> _Task objective_: Can you transcribe the data exactly? Leave the pictures out.

> _Data shown_:
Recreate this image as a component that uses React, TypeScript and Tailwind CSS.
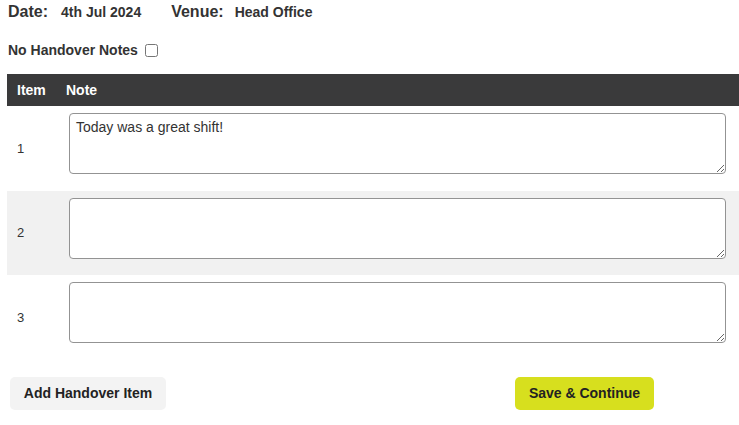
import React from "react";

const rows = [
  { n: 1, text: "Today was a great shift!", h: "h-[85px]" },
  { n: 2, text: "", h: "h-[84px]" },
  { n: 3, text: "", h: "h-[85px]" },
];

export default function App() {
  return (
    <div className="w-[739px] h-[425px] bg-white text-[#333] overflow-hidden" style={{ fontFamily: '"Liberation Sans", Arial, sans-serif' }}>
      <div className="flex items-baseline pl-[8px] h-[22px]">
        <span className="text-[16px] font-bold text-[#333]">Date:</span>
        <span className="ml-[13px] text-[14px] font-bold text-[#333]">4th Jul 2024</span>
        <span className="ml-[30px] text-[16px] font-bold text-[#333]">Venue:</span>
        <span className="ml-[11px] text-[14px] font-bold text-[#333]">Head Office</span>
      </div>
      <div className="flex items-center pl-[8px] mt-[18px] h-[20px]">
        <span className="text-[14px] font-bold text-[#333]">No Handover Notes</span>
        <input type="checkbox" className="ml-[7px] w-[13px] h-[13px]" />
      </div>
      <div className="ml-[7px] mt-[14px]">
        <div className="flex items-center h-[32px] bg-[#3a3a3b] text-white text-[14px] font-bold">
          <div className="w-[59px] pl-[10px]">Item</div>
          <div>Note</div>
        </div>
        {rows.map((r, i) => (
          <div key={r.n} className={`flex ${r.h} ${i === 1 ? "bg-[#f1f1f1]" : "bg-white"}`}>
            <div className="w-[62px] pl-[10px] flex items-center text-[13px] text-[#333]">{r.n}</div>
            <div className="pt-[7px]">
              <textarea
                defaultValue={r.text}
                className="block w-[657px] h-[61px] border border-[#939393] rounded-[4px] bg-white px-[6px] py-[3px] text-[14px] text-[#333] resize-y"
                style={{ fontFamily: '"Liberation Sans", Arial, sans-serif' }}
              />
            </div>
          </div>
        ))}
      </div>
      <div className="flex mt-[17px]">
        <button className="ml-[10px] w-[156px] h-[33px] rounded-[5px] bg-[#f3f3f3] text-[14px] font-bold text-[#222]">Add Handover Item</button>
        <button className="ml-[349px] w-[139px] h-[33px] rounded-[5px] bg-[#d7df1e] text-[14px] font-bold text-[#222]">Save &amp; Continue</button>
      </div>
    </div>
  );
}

> _Expected answer_:
Recreate this image as a component that uses React, TypeScript and Tailwind CSS.
import React from "react";

const rows = [
  { n: 1, text: "Today was a great shift!", h: "h-[85px]" },
  { n: 2, text: "", h: "h-[84px]" },
  { n: 3, text: "", h: "h-[85px]" },
];

export default function App() {
  return (
    <div className="w-[739px] h-[425px] bg-white text-[#333] overflow-hidden" style={{ fontFamily: '"Liberation Sans", Arial, sans-serif' }}>
      <div className="flex items-baseline pl-[8px] h-[22px]">
        <span className="text-[16px] font-bold text-[#333]">Date:</span>
        <span className="ml-[13px] text-[14px] font-bold text-[#333]">4th Jul 2024</span>
        <span className="ml-[30px] text-[16px] font-bold text-[#333]">Venue:</span>
        <span className="ml-[11px] text-[14px] font-bold text-[#333]">Head Office</span>
      </div>
      <div className="flex items-center pl-[8px] mt-[18px] h-[20px]">
        <span className="text-[14px] font-bold text-[#333]">No Handover Notes</span>
        <input type="checkbox" className="ml-[7px] w-[13px] h-[13px]" />
      </div>
      <div className="ml-[7px] mt-[14px]">
        <div className="flex items-center h-[32px] bg-[#3a3a3b] text-white text-[14px] font-bold">
          <div className="w-[59px] pl-[10px]">Item</div>
          <div>Note</div>
        </div>
        {rows.map((r, i) => (
          <div key={r.n} className={`flex ${r.h} ${i === 1 ? "bg-[#f1f1f1]" : "bg-white"}`}>
            <div className="w-[62px] pl-[10px] flex items-center text-[13px] text-[#333]">{r.n}</div>
            <div className="pt-[7px]">
              <textarea
                defaultValue={r.text}
                className="block w-[657px] h-[61px] border border-[#939393] rounded-[4px] bg-white px-[6px] py-[3px] text-[14px] text-[#333] resize-y"
                style={{ fontFamily: '"Liberation Sans", Arial, sans-serif' }}
              />
            </div>
          </div>
        ))}
      </div>
      <div className="flex mt-[17px]">
        <button className="ml-[10px] w-[156px] h-[33px] rounded-[5px] bg-[#f3f3f3] text-[14px] font-bold text-[#222]">Add Handover Item</button>
        <button className="ml-[349px] w-[139px] h-[33px] rounded-[5px] bg-[#d7df1e] text-[14px] font-bold text-[#222]">Save &amp; Continue</button>
      </div>
    </div>
  );
}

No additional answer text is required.